_GIVEN INSTRUCTION:_ Repeat the material exactly from its first line to the line that includes "const TEETH = [0, 60, 120, 180, 240, 300];". Skip pictures.

_SUPPLIED INFORMATION:_
+===+

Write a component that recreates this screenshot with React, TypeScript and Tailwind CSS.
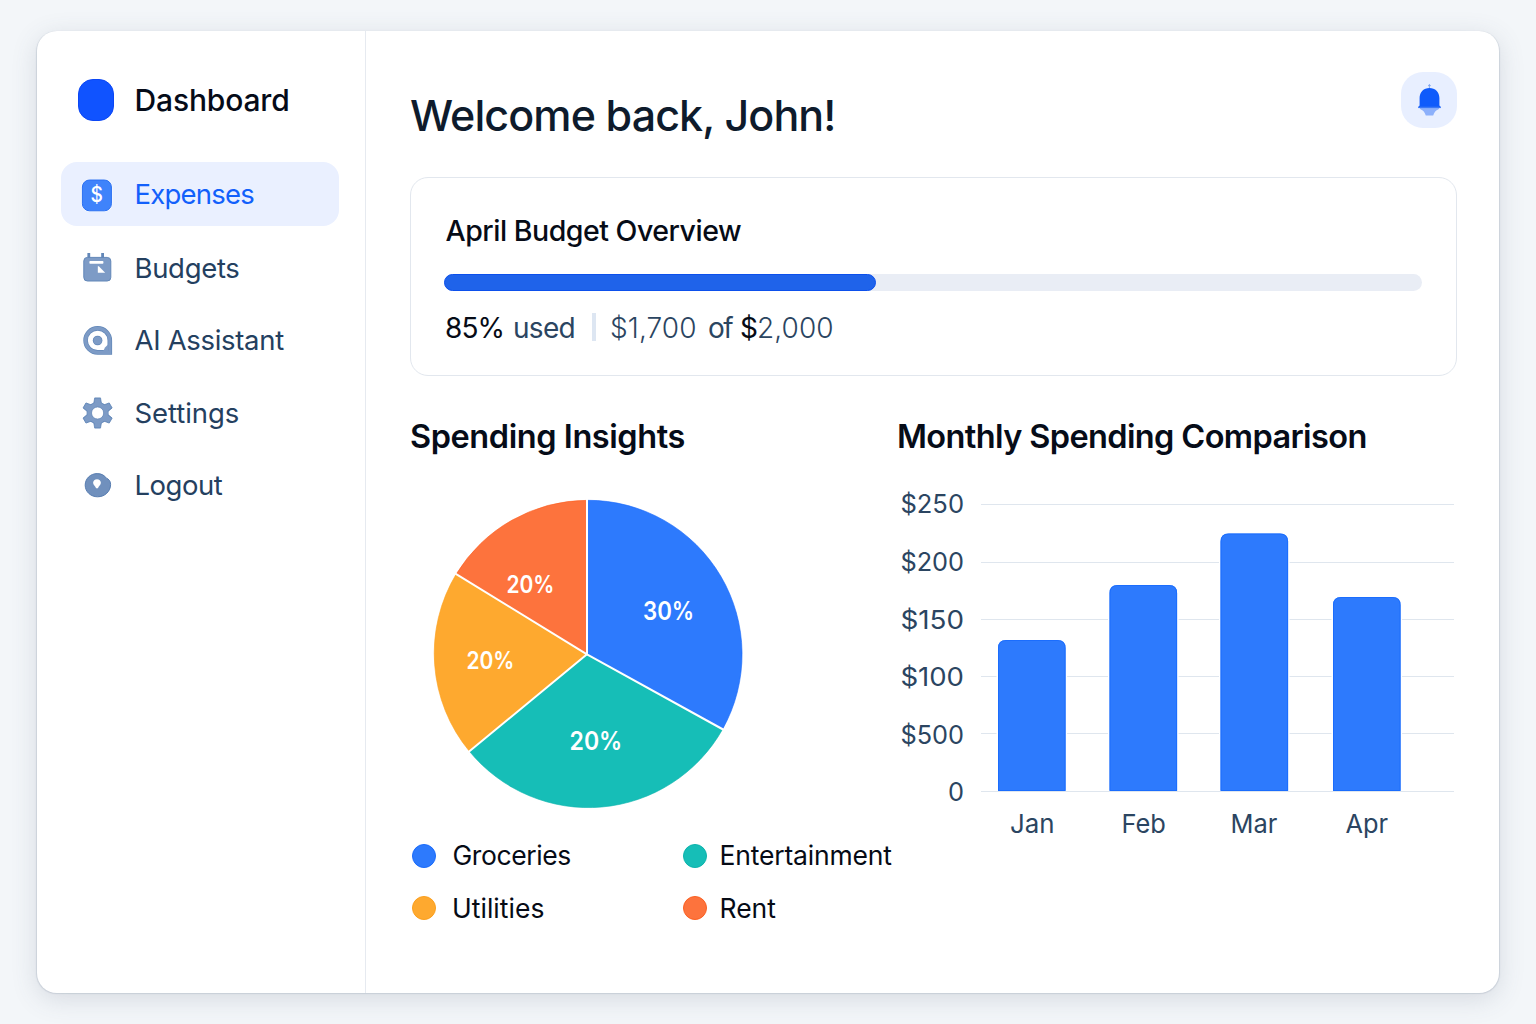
import type { ReactNode } from "react";

const ICON = "h-8 w-8 shrink-0 overflow-visible";
const FILL = "#7d9bc6";
const EDGE = "#6287b8";

function DollarIcon() {
  return (
    <svg viewBox="0 0 32 32" className={ICON}>
      <rect x="0.3" y="0.9" width="31.2" height="33" rx="8.2" fill="#f6f9ff" />
      <rect x="1.4" y="2" width="29" height="30.8" rx="7" fill="#3f83fb" stroke="#2a6ff2" strokeWidth="1" />
      <text
        x="15.6"
        y="23.6"
        textAnchor="middle"
        fontSize="21"
        fontWeight="500"
        fill="#ffffff"
        fontFamily="Inter, sans-serif"
        textLength="12.4"
        lengthAdjust="spacingAndGlyphs"
      >
        $
      </text>
    </svg>
  );
}

function CalendarIcon() {
  return (
    <svg viewBox="0 0 32 32" className={ICON}>
      <path d="M7.8 1V6M21.6 1V6" stroke={EDGE} strokeWidth="2.8" />
      <rect x="2.8" y="5.4" width="27" height="23.6" rx="3.6" fill={FILL} stroke={EDGE} strokeWidth="1" />
      <rect x="8.4" y="9" width="14" height="2.7" rx="0.8" fill="#ffffff" />
      <path d="M16.8 14.2V20.8H24.2L17.8 14.2Z" fill="#ffffff" />
    </svg>
  );
}

function AssistantIcon() {
  return (
    <svg viewBox="0 0 32 32" className={ICON}>
      <path
        d="M16.6 3.4A12 12 0 1 0 16.6 27.4H28.8V15.4A12 12 0 0 0 16.6 3.4Z"
        fill="#ffffff"
        stroke={EDGE}
        strokeWidth="4.6"
      />
      <path
        d="M16.6 3.4A12 12 0 1 0 16.6 27.4H28.8V15.4A12 12 0 0 0 16.6 3.4Z"
        fill="none"
        stroke={FILL}
        strokeWidth="3.2"
      />
      <path d="M22 26.5 24 22.6 27 19.5V27Z" fill={FILL} />
      <circle cx="16.6" cy="15.5" r="4.8" fill={EDGE} />
      <circle cx="16.6" cy="15.5" r="4.1" fill={FILL} />
    </svg>
  );
}

const TEETH = [0, 60, 120, 180, 240, 300];

function GearIcon() {
  return (
    <svg viewBox="0 0 32 32" className={ICON}>
      {TEETH.map((a) => (
        <path
          key={a}
          d="M13.7 0.9H19.5L20.7 8H12.5Z"
          fill={EDGE}
          stroke={EDGE}
          strokeWidth="0.8"
          strokeLinejoin="round"
          transform={`rotate(${a} 16.6 16)`}
        />
      ))}
      <circle cx="16.6" cy="16" r="11" fill={EDGE} />
      {TEETH.map((a) => (
        <path key={a} d="M14.2 1.4H19L20.2 8H13Z" fill={FILL} transform={`rotate(${a} 16.6 16)`} />
      ))}
      <circle cx="16.6" cy="16" r="10.4" fill={FILL} />
      <circle cx="16.6" cy="16" r="6.1" fill="#ffffff" stroke={EDGE} strokeWidth="0.8" />
    </svg>
  );
}

function LogoutIcon() {
  return (
    <svg viewBox="0 0 32 32" className={ICON}>
      <path
        d="M16.2 4.6C20.4 4.6 23.6 6.4 25.4 9.2C27.8 10 29.6 12.2 29.6 15.4C29.6 22.4 23.8 27.8 16.6 27.8C9.8 27.8 4.2 22.8 4.2 16.2C4.2 9.6 9.4 4.6 16.2 4.6Z"
        fill="#7090bd"
        stroke="#567cb0"
        strokeWidth="1"
      />
      <path
        d="M16 10.2C18.2 10.2 19.9 11.7 19.9 13.8C19.9 16.2 17.6 17.2 16.9 19.2H15.1C14.4 17.2 12.1 16.2 12.1 13.8C12.1 11.7 13.8 10.2 16 10.2Z"
        fill="#ffffff"
      />
    </svg>
  );
}

function BellIcon() {
  return (
    <svg viewBox="0 0 56 56" className="h-14 w-14">
      <path d="M28.4 12V16M27 13.6H29.8" stroke="#7fa4ee" strokeWidth="0.9" />
      <path d="M18.5 35.4H38.5L37.6 37.2C34.6 38.2 33.4 40.2 32.2 43.4H24.8C23.6 40.2 22.4 38.2 19.4 37.2Z" fill="#8cb0fb" />
      <path
        d="M28.4 15.9C34.2 15.9 38.4 20 38.4 26V33.6L39.6 34.8V36H17.4V34.8L18.6 33.6V26C18.6 20 22.8 15.9 28.4 15.9Z"
        fill="#0f5bfb"
      />
      <path d="M17.4 35.4H39.6" stroke="#3a78f5" strokeWidth="1.4" />
    </svg>
  );
}

function NavItem({ icon, label, text, active }: { icon: ReactNode; label: string; text: string; active?: boolean }) {
  return (
    <a
      className={
        active
          ? "mb-0.5 flex h-16 items-center gap-[21.5px] rounded-2xl bg-[#eaf0ff] pl-5 text-[#1260fb]"
          : "flex h-16 items-center gap-[21.5px] pl-5 text-[#24405f]"
      }
    >
      {icon}
      <span className={text}>{label}</span>
    </a>
  );
}

const SLICES = [
  { d: "M154.5 154.3V0.3A154 154 0 0 1 289.6 229.2Z", fill: "#2d7afd", edge: "#1466fb" },
  { d: "M154.5 154.3L289.6 229.2A154 154 0 0 1 36.4 251.3Z", fill: "#16beb7", edge: "#0db3ac" },
  { d: "M154.5 154.3L36.4 251.3A154 154 0 0 1 23.2 74.1Z", fill: "#fea92f", edge: "#fb9f1d" },
  { d: "M154.5 154.3L23.2 74.1A154 154 0 0 1 154.5 0.3Z", fill: "#fd733d", edge: "#fb6022" },
];

const SHARES = [
  { x: 210, y: 120.4, size: 25, value: "30%", w: 51.2 },
  { x: 136.5, y: 249.6, size: 26, value: "20%", w: 52.8 },
  { x: 33.4, y: 168.7, size: 24, value: "20%", w: 48 },
  { x: 73.4, y: 92.6, size: 24, value: "20%", w: 48 },
];

function PieChart() {
  return (
    <svg viewBox="0 0 309 309" className="ml-[22.5px] mt-[39px] h-[309px] w-[309px] overflow-visible">
      {SLICES.map((s) => (
        <path key={s.fill} d={s.d} fill={s.fill} stroke={s.edge} strokeWidth="0.6" />
      ))}
      <path
        d="M154 154.3V-1M154 154.3L291 230M154 154.3L35.2 252.3M154 154.3L22 73.4"
        stroke="#ffffff"
        strokeWidth="2"
        fill="none"
      />
      {SHARES.map((s, i) => (
        <text
          key={i}
          x={s.x}
          y={s.y}
          fontSize={s.size}
          fontWeight="600"
          fill="#ffffff"
          textLength={s.w}
          lengthAdjust="spacingAndGlyphs"
        >
          {s.value}
        </text>
      ))}
    </svg>
  );
}

const TICKS = [
  { label: "$250", line: 20.5, x: 3.4, w: 63.6, y: 29.2 },
  { label: "$200", line: 78.5, x: 3.4, w: 63.6, y: 87.4 },
  { label: "$150", line: 135.5, x: 3.4, w: 63.6, y: 145 },
  { label: "$100", line: 192.5, x: 3.4, w: 63.6, y: 202.4 },
  { label: "$500", line: 249.5, x: 3.4, w: 63.6, y: 260 },
  { label: "0", line: 307.5, x: 51, w: 16, y: 317.2 },
];

const BARS = [
  { label: "Jan", x: 101, top: 156, tx: 113, tw: 44.6 },
  { label: "Feb", x: 212.5, top: 101, tx: 224.5, tw: 44.4 },
  { label: "Mar", x: 323.5, top: 49.5, tx: 333.6, tw: 46.8 },
  { label: "Apr", x: 436, top: 113, tx: 448.5, tw: 42.6 },
];

function BarChart() {
  return (
    <svg viewBox="0 0 560 360" className="mt-[23px] h-[360px] w-[560px]">
      {TICKS.map((t) => (
        <g key={t.label}>
          <path d={`M84 ${t.line}H557`} stroke="#dfe6ee" strokeWidth="1.2" />
          <text
            x={t.x}
            y={t.y}
            fontSize="26"
            fontWeight="370"
            fill="#2b4561"
            textLength={t.w}
            lengthAdjust="spacingAndGlyphs"
          >
            {t.label}
          </text>
        </g>
      ))}
      {BARS.map((b) => (
        <g key={b.label}>
          <path
            d={`M${b.x} 307V${b.top + 8}q0 -8 8 -8h51.6q8 0 8 8V307Z`}
            fill="#2d7afd"
            stroke="#ffffff"
            strokeWidth="3"
            paintOrder="stroke"
          />
          <path
            d={`M${b.x + 0.5} 306.5V${b.top + 8}q0 -7.5 7.5 -7.5h51.6q7.5 0 7.5 7.5V306.5Z`}
            fill="none"
            stroke="#176afc"
            strokeWidth="0.8"
          />
          <text x={b.tx} y="349.4" fontSize="26" fill="#2b4561" textLength={b.tw} lengthAdjust="spacingAndGlyphs">
            {b.label}
          </text>
        </g>
      ))}
      <path d="M84 307.5H557" stroke="#dfe6ee" strokeWidth="1" />
    </svg>
  );
}

function Legend({ dot, label, text }: { dot: string; label: string; text: string }) {
  return (
    <div className="flex items-center">
      <span className={dot} />
      <span className={text}>{label}</span>
    </div>
  );
}

export default function App() {
  return (
    <div className="flex h-[1024px] w-[1536px] bg-[#f3f6f9] px-[37px] pt-[31px] font-['Inter',sans-serif] whitespace-nowrap">
      <div className="flex h-[962px] w-[1461.5px] rounded-[20px] bg-white shadow-[0_0.5px_1px_0.5px_rgba(130,145,165,0.26),0_6px_26px_rgba(71,85,105,0.17)]">
        <aside className="w-[329px] shrink-0 border-r-[1.5px] border-[#e6eaf0] pr-[26px] pl-6">
          <div className="mt-12 flex h-[42px] items-center pl-[17px]">
            <span className="h-[42px] w-9 rounded-[15px] border border-[#0b46f5] bg-[#1053ff]" />
            <span className="mt-px ml-[20.5px] text-[30px] font-medium tracking-[-0.15px] text-[#050b18]">Dashboard</span>
          </div>
          <nav className="mt-[41px] flex flex-col gap-[8.3px]">
            <NavItem active icon={<DollarIcon />} label="Expenses" text="mt-0.5 text-[27.5px] tracking-[-0.78px]" />
            <NavItem icon={<CalendarIcon />} label="Budgets" text="text-[27.5px] tracking-[-0.32px]" />
            <NavItem icon={<AssistantIcon />} label="AI Assistant" text="text-[27.5px] tracking-[-0.31px]" />
            <NavItem icon={<GearIcon />} label="Settings" text="mt-px text-[27.5px] tracking-[-0.08px]" />
            <NavItem icon={<LogoutIcon />} label="Logout" text="text-[27.5px] tracking-[-0.5px]" />
          </nav>
        </aside>

        <main className="flex-1 pl-[44px]">
          <header className="flex h-[146px] w-[1047px] justify-between">
            <h1 className="mt-[56px] h-14 text-[43px] leading-14 font-medium tracking-[-0.9px] text-[#0e1b2c]">
              Welcome back, John!
            </h1>
            <button className="mt-[41px] h-14 w-14 rounded-[22px] bg-[#e8efff]">
              <BellIcon />
            </button>
          </header>

          <section className="h-[199px] w-[1047px] rounded-[18px] border-[1.3px] border-[#e2e7ee] px-[33px] pt-8">
            <h2 className="ml-[1.5px] h-[42px] text-[28.5px] leading-[42px] font-medium tracking-[-0.48px] text-[#060b16]">
              April Budget Overview
            </h2>
            <div className="mt-[22px] h-[17px] w-[978px] rounded-full bg-[#e9edf5]">
              <div className="h-[17px] w-[431.5px] rounded-full border border-[#0c50ec] bg-[#1f63ea]" />
            </div>
            <div className="mt-[17px] ml-px flex h-10 items-center text-[28px] text-[#2b4561]">
              <span className="w-[68px] tracking-[-0.92px] text-[#060b16]">85%</span>
              <span className="w-[79px] tracking-[-0.7px]">used</span>
              <span className="-mt-0.5 h-7 w-[3.5px] bg-[#dde6f2]" />
              <span className="ml-[14.5px] w-[98px] font-[360] tracking-[0.1px]">$1,700</span>
              <span className="w-8 tracking-[-1.5px]">of</span>
              <span className="w-[17px] tracking-[-1px] text-[#060b16]">$</span>
              <span className="font-[360] tracking-[0.1px]">2,000</span>
            </div>
          </section>

          <div className="mt-[37px] flex">
            <section className="w-[487px]">
              <h2 className="h-12 text-[32.5px] leading-12 font-semibold tracking-[-0.43px] text-[#060c18]">
                Spending Insights
              </h2>
              <PieChart />
              <div className="mt-[21px] ml-0.5 grid grid-cols-[271px_auto] grid-rows-[52px_53px] text-[#060b16]">
                <Legend
                  dot="h-6 w-6 rounded-full border border-[#1a6bfb] bg-[#2d7afd]"
                  label="Groceries"
                  text="ml-[16.5px] text-[26.5px] tracking-[-0.42px]"
                />
                <Legend
                  dot="h-6 w-6 rounded-full border border-[#0db3ac] bg-[#16beb7]"
                  label="Entertainment"
                  text="ml-[12.5px] text-[26.5px] tracking-[-0.18px]"
                />
                <Legend
                  dot="-mt-0.5 h-6 w-6 rounded-full border border-[#fb9f1d] bg-[#fea92f]"
                  label="Utilities"
                  text="ml-4 text-[26.5px] tracking-[0.03px]"
                />
                <Legend
                  dot="-mt-0.5 h-6 w-6 rounded-full border border-[#fb6022] bg-[#fd733d]"
                  label="Rent"
                  text="ml-[12.5px] text-[26.5px] tracking-[0px]"
                />
              </div>
            </section>
            <section>
              <h2 className="h-12 text-[32.5px] leading-12 font-semibold tracking-[-0.62px] text-[#060c18]">
                Monthly Spending Comparison
              </h2>
              <BarChart />
            </section>
          </div>
        </main>
      </div>
    </div>
  );
}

+===+

_OUTPUT FOR THIS EXERCISE:_
Write a component that recreates this screenshot with React, TypeScript and Tailwind CSS.
import type { ReactNode } from "react";

const ICON = "h-8 w-8 shrink-0 overflow-visible";
const FILL = "#7d9bc6";
const EDGE = "#6287b8";

function DollarIcon() {
  return (
    <svg viewBox="0 0 32 32" className={ICON}>
      <rect x="0.3" y="0.9" width="31.2" height="33" rx="8.2" fill="#f6f9ff" />
      <rect x="1.4" y="2" width="29" height="30.8" rx="7" fill="#3f83fb" stroke="#2a6ff2" strokeWidth="1" />
      <text
        x="15.6"
        y="23.6"
        textAnchor="middle"
        fontSize="21"
        fontWeight="500"
        fill="#ffffff"
        fontFamily="Inter, sans-serif"
        textLength="12.4"
        lengthAdjust="spacingAndGlyphs"
      >
        $
      </text>
    </svg>
  );
}

function CalendarIcon() {
  return (
    <svg viewBox="0 0 32 32" className={ICON}>
      <path d="M7.8 1V6M21.6 1V6" stroke={EDGE} strokeWidth="2.8" />
      <rect x="2.8" y="5.4" width="27" height="23.6" rx="3.6" fill={FILL} stroke={EDGE} strokeWidth="1" />
      <rect x="8.4" y="9" width="14" height="2.7" rx="0.8" fill="#ffffff" />
      <path d="M16.8 14.2V20.8H24.2L17.8 14.2Z" fill="#ffffff" />
    </svg>
  );
}

function AssistantIcon() {
  return (
    <svg viewBox="0 0 32 32" className={ICON}>
      <path
        d="M16.6 3.4A12 12 0 1 0 16.6 27.4H28.8V15.4A12 12 0 0 0 16.6 3.4Z"
        fill="#ffffff"
        stroke={EDGE}
        strokeWidth="4.6"
      />
      <path
        d="M16.6 3.4A12 12 0 1 0 16.6 27.4H28.8V15.4A12 12 0 0 0 16.6 3.4Z"
        fill="none"
        stroke={FILL}
        strokeWidth="3.2"
      />
      <path d="M22 26.5 24 22.6 27 19.5V27Z" fill={FILL} />
      <circle cx="16.6" cy="15.5" r="4.8" fill={EDGE} />
      <circle cx="16.6" cy="15.5" r="4.1" fill={FILL} />
    </svg>
  );
}

const TEETH = [0, 60, 120, 180, 240, 300];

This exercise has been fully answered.